Civil Status, de Alina Rudnitskaya
Outro
filme de observação. Agora no sentido de uma rica construção da
burocracia russa nos mínimos detalhes de casamentos, divórcios,
nascimentos. O dia-a-dia de um cartório serve de fragmento de
um espaço onde a liberdade e os desejos individuais se driblam
e se mediam através de uma máquina institucional. Um olhar como
o de Wiseman sobre as instituições norte-americanas, o mesmo desejo
de acúmulo de experiência e construção que busca a imparcialidade
no excesso de possibilidades de reflexão. Um filme firme, bem
fincado numa cartilha, que realiza bem seu projeto e marca com
alguma doçura o que poderia ser um cinema de rancor nas mãos de
um olhar afoito com ser incisivo.
Love, de Vlatko Gilic
Filme visto na mostra paralela Radical Closure, uma retrospectiva
de filmes que tratam de situações de aprisionamento, controle
estatal, limites corporais. Love narra (?) uma tarde de
trabalho na vida de um operário iugoslavo na construção de uma
ponte e a visita de sua mulher. Deixar observar o trabalho físico,
a relação especial homem/máquinas, a relação de romantismo e crueldade
que o filme consegue desenhar sem palavras. As escalas da mulher
que chega com sua cesta de almoço diante das grandiosas estruturas,
a tranqüilidade do afeto. Em um dos usos mais eloqüentes e mais
deliciosos do zoom que já vi, o filme constrói essa tese
sem nenhuma imposição de narração, mas através de um realismo
da contenção levado ao limites do falso, construído pela alternação
seca dos planos. Conseguindo, nas entrelinhas (como seu titulo
indica), um “cinema de amor”, cujo foco se dá no afeto que desafia,
sutil e sem arroubos, o que parecia ser uma paisagem de máquinas.
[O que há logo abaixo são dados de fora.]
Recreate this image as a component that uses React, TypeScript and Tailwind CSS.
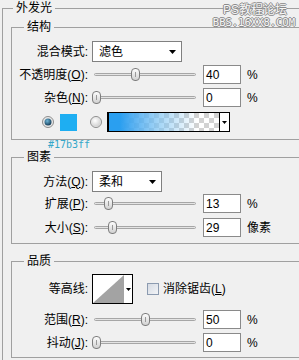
import React from "react";

const font = "font-['Liberation_Sans','Noto_Sans_CJK_SC',sans-serif]";

const Arrow = () => (
  <svg width="7" height="4" viewBox="0 0 7 4" className="shrink-0">
    <polygon points="0,0 7,0 3.5,4" fill="#000" />
  </svg>
);

const Thumb = ({ left }: { left: number }) => (
  <svg width="9" height="13" viewBox="0 0 9 13" className="absolute top-[3px]" style={{ left }}>
    <defs>
      <linearGradient id="tg" x1="0" y1="0" x2="0" y2="1">
        <stop offset="0" stopColor="#ffffff" />
        <stop offset="1" stopColor="#cfcfcf" />
      </linearGradient>
    </defs>
    <rect x="0.5" y="0.5" width="8" height="12" rx="3.5" fill="url(#tg)" stroke="#7d7d7d" />
    <line x1="4.5" y1="4" x2="4.5" y2="9" stroke="#9a9a9a" />
  </svg>
);

// pos = where the thumb sits along the track, 0..1
const Slider = ({ pos }: { pos: number }) => (
  <div className="relative h-[19px] w-[108px] shrink-0">
    <div className="mt-[8px] ml-[2px] h-[3px] w-[102px] rounded-full border border-[#a6a6a6] bg-[#e4e4e4]" />
    <Thumb left={4 + pos * 99 - 4.5} />
  </div>
);

const NumBox = ({ value }: { value: string }) => (
  <div className="ml-[3px] flex h-[19px] w-[38px] shrink-0 items-center border border-[#8a8a8a] bg-white pl-[2px] text-[12px]">
    {value}
  </div>
);

const Label = ({ children }: { children: React.ReactNode }) => (
  <div className="w-[76px] shrink-0 pr-[0px] text-right text-[12px] leading-[14px] text-black">{children}</div>
);

const U = ({ children }: { children: React.ReactNode }) => <span className="underline">{children}</span>;

const SliderRow = ({
  label,
  pos,
  value,
  unit,
  className,
}: {
  label: React.ReactNode;
  pos: number;
  value: string;
  unit: string;
  className: string;
}) => (
  <div className={`flex h-[19px] items-center ${className}`}>
    <Label>{label}</Label>
    <div className="ml-[4px] flex items-center">
      <Slider pos={pos} />
      <NumBox value={value} />
      <span className="ml-[6px] text-[12px]">{unit}</span>
    </div>
  </div>
);

const Group = ({ title, className, children }: { title: string; className: string; children: React.ReactNode }) => (
  <fieldset className={`ml-[8px] border-t border-b border-l border-[#a0a0a0] ${className}`}>
    <legend className="ml-[12px] px-[3px] text-[12px] leading-[16px]">{title}</legend>
    {children}
  </fieldset>
);

const Radio = ({ on }: { on: boolean }) => (
  <svg width="12" height="12" viewBox="0 0 12 12" className="shrink-0">
    <defs>
      <radialGradient id={on ? "ron" : "roff"} cx="0.4" cy="0.35" r="0.7">
        <stop offset="0" stopColor={on ? "#6fb6d8" : "#ffffff"} />
        <stop offset="1" stopColor={on ? "#0f3550" : "#cfcfcf"} />
      </radialGradient>
    </defs>
    <circle cx="6" cy="6" r="5.5" fill="#e8e8e8" stroke="#8d8d8d" />
    <circle cx="6" cy="6" r={on ? 3.5 : 4.5} fill={`url(#${on ? "ron" : "roff"})`} />
  </svg>
);

export default function App() {
  return (
    <div className={`relative h-[360px] w-[299px] overflow-hidden bg-[#f0f0f0] text-black ${font}`}>
      <fieldset className="ml-[2px] border-t border-l border-[#a0a0a0] pb-[20px]">
        <legend className="ml-[10px] px-[3px] text-[12px] leading-[16px]">外发光</legend>

        <Group title="结构" className="mt-[3px] pb-[7px]">
          <div className="mt-[6px] flex h-[21px] items-center">
            <Label>混合模式:</Label>
            <div className="ml-[4px] flex h-[21px] w-[90px] items-center justify-between border border-[#808080] bg-white pr-[5px] pl-[6px] text-[12px]">
              <span>滤色</span>
              <Arrow />
            </div>
          </div>
          <SliderRow className="mt-[3px]" label={<>不透明度(<U>O</U>):</>} pos={0.4} value="40" unit="%" />
          <SliderRow className="mt-[4px]" label={<>杂色(<U>N</U>):</>} pos={0} value="0" unit="%" />
          <div className="mt-[5px] flex h-[20px] items-center pl-[30px]">
            <Radio on />
            <div className="ml-[6px] h-[17px] w-[17px] bg-[#1eaef2]" />
            <div className="ml-[13px]">
              <Radio on={false} />
            </div>
            <div className="ml-[5px] flex h-[20px] w-[123px] border border-l-2 border-black bg-white">
              <div className="h-full w-[110px] bg-[repeating-conic-gradient(#d2d2d2_0_25%,#ffffff_0_50%)] bg-[length:10px_10px]">
                <div className="h-full w-full bg-linear-to-r from-[#2a9ff0] from-10% via-[#7cc3f2]/70 via-45% to-transparent to-80%" />
              </div>
              <div className="flex w-[10px] items-center justify-center border-l border-black">
                <svg width="5" height="3" viewBox="0 0 5 3">
                  <polygon points="0,0 5,0 2.5,3" fill="#000" />
                </svg>
              </div>
            </div>
          </div>
        </Group>

        <div className="h-[9px] pl-[45px] font-['DejaVu_Sans_Mono',monospace] text-[10px] leading-[10px] text-[#35a7c9]">
          #17b3ff
        </div>

        <Group title="图素" className="pb-[6px]">
          <div className="mt-[6px] flex h-[21px] items-center">
            <Label>方法(<U>Q</U>):</Label>
            <div className="ml-[4px] flex h-[21px] w-[70px] items-center justify-between border border-[#808080] bg-white pr-[5px] pl-[6px] text-[12px]">
              <span>柔和</span>
              <Arrow />
            </div>
          </div>
          <SliderRow className="mt-[2px]" label={<>扩展(<U>P</U>):</>} pos={0.13} value="13" unit="%" />
          <SliderRow className="mt-[5px]" label={<>大小(<U>S</U>):</>} pos={0.17} value="29" unit="像素" />
        </Group>

        <Group title="品质" className="mt-[9px] pb-[5px]">
          <div className="mt-[5px] flex h-[30px] items-center">
            <Label>等高线:</Label>
            <div className="ml-[4px] flex h-[30px] w-[41px] border border-black bg-white">
              <svg width="31" height="28" viewBox="0 0 31 28" className="shrink-0">
                <polygon points="0,28 31,0 31,28" fill="#a3a3a3" />
              </svg>
              <div className="flex flex-1 items-center justify-center">
                <svg width="5" height="3" viewBox="0 0 5 3">
                  <polygon points="0,0 5,0 2.5,3" fill="#000" />
                </svg>
              </div>
            </div>
            <div className="ml-[14px] h-[12px] w-[12px] border border-[#8c9bb0] bg-linear-to-br from-[#d6dbe3] to-[#f2f4f7]" />
            <span className="ml-[4px] text-[12px]">
              消除锯齿(<U>L</U>)
            </span>
          </div>
          <SliderRow className="mt-[6px]" label={<>范围(<U>R</U>):</>} pos={0.5} value="50" unit="%" />
          <SliderRow className="mt-[4px]" label={<>抖动(<U>J</U>):</>} pos={0} value="0" unit="%" />
        </Group>
      </fieldset>

      {/* forum watermark */}
      <div className="absolute top-[3px] right-[4px] flex flex-col items-end leading-none text-[#f6f6f6] [text-shadow:1px_0_#8a8a8a,-1px_0_#8a8a8a,0_1px_#8a8a8a,0_-1px_#8a8a8a]">
        <span className="mr-[8px] text-[12px] leading-[14px]">PS教程论坛</span>
        <span className="font-['DejaVu_Sans_Mono',monospace] text-[10.5px] leading-[11px]">BBS.16XX8.COM</span>
      </div>
    </div>
  );
}
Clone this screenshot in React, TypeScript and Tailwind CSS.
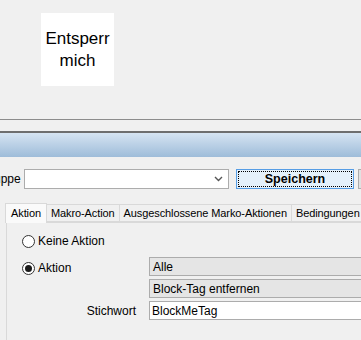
const font = { fontFamily: '"Liberation Sans", Arial, sans-serif' };

function Radio({ checked, label }: { checked?: boolean; label: string }) {
  return (
    <div className="flex items-center gap-[3px]">
      <span className="w-[13px] h-[13px] rounded-full border border-[#333] bg-white flex items-center justify-center">
        {checked && <span className="w-[7px] h-[7px] rounded-full bg-[#1a1a1a]" />}
      </span>
      <span>{label}</span>
    </div>
  );
}

function Tab({ label, active }: { label: string; active?: boolean }) {
  return (
    <div
      className={
        active
          ? "h-[20px] px-[5px] flex items-center bg-[#fafafa] border border-b-0 border-[#d9d9d9] -mb-px relative z-10"
          : "h-[18px] px-[4px] flex items-center bg-[#f0f0f0] border border-[#d9d9d9] -ml-px"
      }
    >
      {label}
    </div>
  );
}

export default function App() {
  return (
    <div className="w-[361px] h-[340px] overflow-hidden bg-[#f0f0f0] text-[12px] text-black" style={font}>
      <div className="h-[119px] pt-[13px] pl-[41px]">
        <div className="w-[73px] h-[73px] bg-white flex items-center justify-center text-center text-[17px] leading-[22px]">
          Entsperr
          <br />
          mich
        </div>
      </div>
      <div className="h-px bg-[#8c8c8c]" />
      <div className="h-[11px]" />
      <div className="h-[2px] bg-[#6e6e6e]" />
      <div className="h-[24px] bg-gradient-to-b from-[#d6e4f2] to-[#9ebcd9]" />

      <div className="mt-[12px] flex items-center h-[20px]">
        <span className="w-[24px] -ml-[6px] pr-[4px] text-right whitespace-nowrap">uppe</span>
        <div className="w-[205px] h-[20px] bg-white border border-[#acacac] flex items-center justify-end pr-[5px] ml-[6px] shrink-0">
          <svg width="9" height="6" viewBox="0 0 9 6">
            <path d="M1 1 L4.5 4.5 L8 1" stroke="#555" strokeWidth="1.4" fill="none" />
          </svg>
        </div>
        <div className="ml-[7px] w-[118px] h-[20px] border border-[#569de5] bg-[#e5f1fb] p-[1px] shrink-0">
          <div className="w-full h-full border border-dotted border-black flex items-center justify-center font-bold text-[12.5px]">
            Speichern
          </div>
        </div>
        <div className="ml-[4px] w-[10px] h-[20px] border border-[#acacac] bg-[#e1e1e1] shrink-0" />
      </div>

      <div className="mt-[14px] ml-[5px] flex items-end whitespace-nowrap text-[11px] tracking-[-0.1px]">
        <Tab label="Aktion" active />
        <Tab label="Makro-Action" />
        <Tab label="Ausgeschlossene Marko-Aktionen" />
        <Tab label="Bedingungen" />
      </div>
      <div className="ml-[6px] h-[200px] border-l border-t border-[#d9d9d9] bg-[#f0f0f0] pl-[15px] pt-[9px]">
        <Radio label="Keine Aktion" />
        <div className="mt-[7px] grid grid-cols-[127px_1fr] gap-y-[3px] items-center">
          <div className="row-span-2 self-start pt-[2px]">
            <Radio checked label="Aktion" />
          </div>
          <div className="h-[19px] bg-[#e5e5e5] border border-[#acacac] border-r-0 flex items-center pl-[3px]">Alle</div>
          <div className="h-[19px] bg-[#e5e5e5] border border-[#acacac] border-r-0 flex items-center pl-[3px]">
            Block-Tag entfernen
          </div>
          <div className="text-right pr-[13px]">Stichwort</div>
          <div className="h-[19px] bg-white border border-[#acacac] border-r-0 flex items-center pl-[2px]">BlockMeTag</div>
        </div>
      </div>
    </div>
  );
}
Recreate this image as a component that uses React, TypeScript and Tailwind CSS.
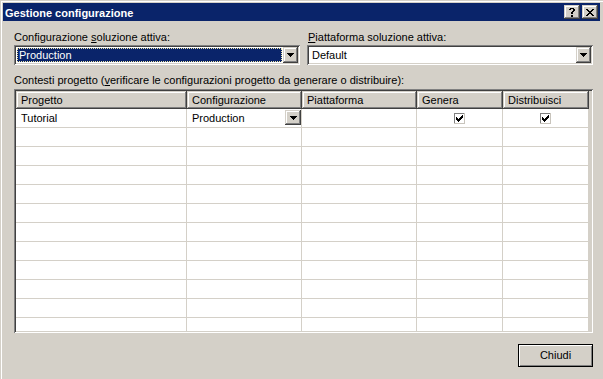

Instructions for A Light and
Sound Machine, de Peter Tscherkassky
Talvez o filme mais consistente em termos de projeto, de
artesanato, de presença na tela. Tscherkassky, mestre austríaco
da manipulação da película e da construção de jogos físicos de
luz, faz aqui uma homenagem direta e uma desestruturação do cinema
de western através da desconstrução física de uma sequência
de ação. Um enfrentamento onde o rosto de Eastwood é transformado
em protagonista de um caos de luz e som, que parte dos ícones
do faroeste para ir em direção aos elementos mais básicos do movimento,
do som, da luz. Uma aula poética sobre a fisicalidade do cinema,
seu teor superficial, sua fragilidade de suporte. O título do
filme, não à toa escolhido para fechar o festival no último programa
da competição, é,d e alguma forma, uma carta de intenções que
o próprio festival apresenta. Luz e som. Enfrentamento e gênero.
Ação e instalação. Oberhausen.
* * *
Para outras informações, sobre os filmes premiados,
sobre os filmes exibidos (lista que inclui os brasileiros Maré
Capoeira, de Paola Leblanc, premiada na mostra infantil; Dormentes,
de Joel Pizzini; Tudo o que é sólido pode derreter, de
Rafael Gomes; além do já citado Mestre Humberto, de Rodrigo
Savastano), fica aqui a dica do site
do festival.
* * *
No mais, um Festival que marca espaço pela coragem
e maturidade com que lida com uma série de questões da linguagem
cinematográfica hoje, passando de maneira já desafiadora por motivos
estéticos da contemplação, das possibilidades de narração e instalação
de imagens que, no Brasil, mesmo em alguns festivais, às vezes
parecem perdidas em meio a preocupações menos “cinematográficas”.
O que se encontra aqui é a agradável sensação de um diálogo possível,
de maneira não hierárquica, entre diferentes possibilidades de
investigação – onde o discurso do “bem feito” não tem espaço.
Um cinema que não se quer “de arte” como celebração de “tendência”,
nem reiteração de beleza posta. Mas uma coleção de estilos que
se esbarram, em uma vontade comum de encontrar formas de
temporalidade pungente, de construção de espaços físicos na imagem,
de um jogo entre narrar e instalar. Nesse redemoinho, algumas
bombas terríveis, algumas coisas lindas, outras irregulares. Mas
um sentido de energia cinematográfica especial – ainda mais se
focarmos na linguagem do cinema digital e no uso das pequenas
câmeras. Caminhos que, para um cineasta de um país como o Brasil
(pobre até a medula, sem sistema de distribuição relevante, sem
público), choca como inspiração e como desafio. E se, por vezes,
a afirmação da diferença de linguagem resvala no clichê do "experimental",
os filmes mesmos, por si só (e como são respeitados, vistos e
discutidos aqui!) se insurgem em direção a desalinhos.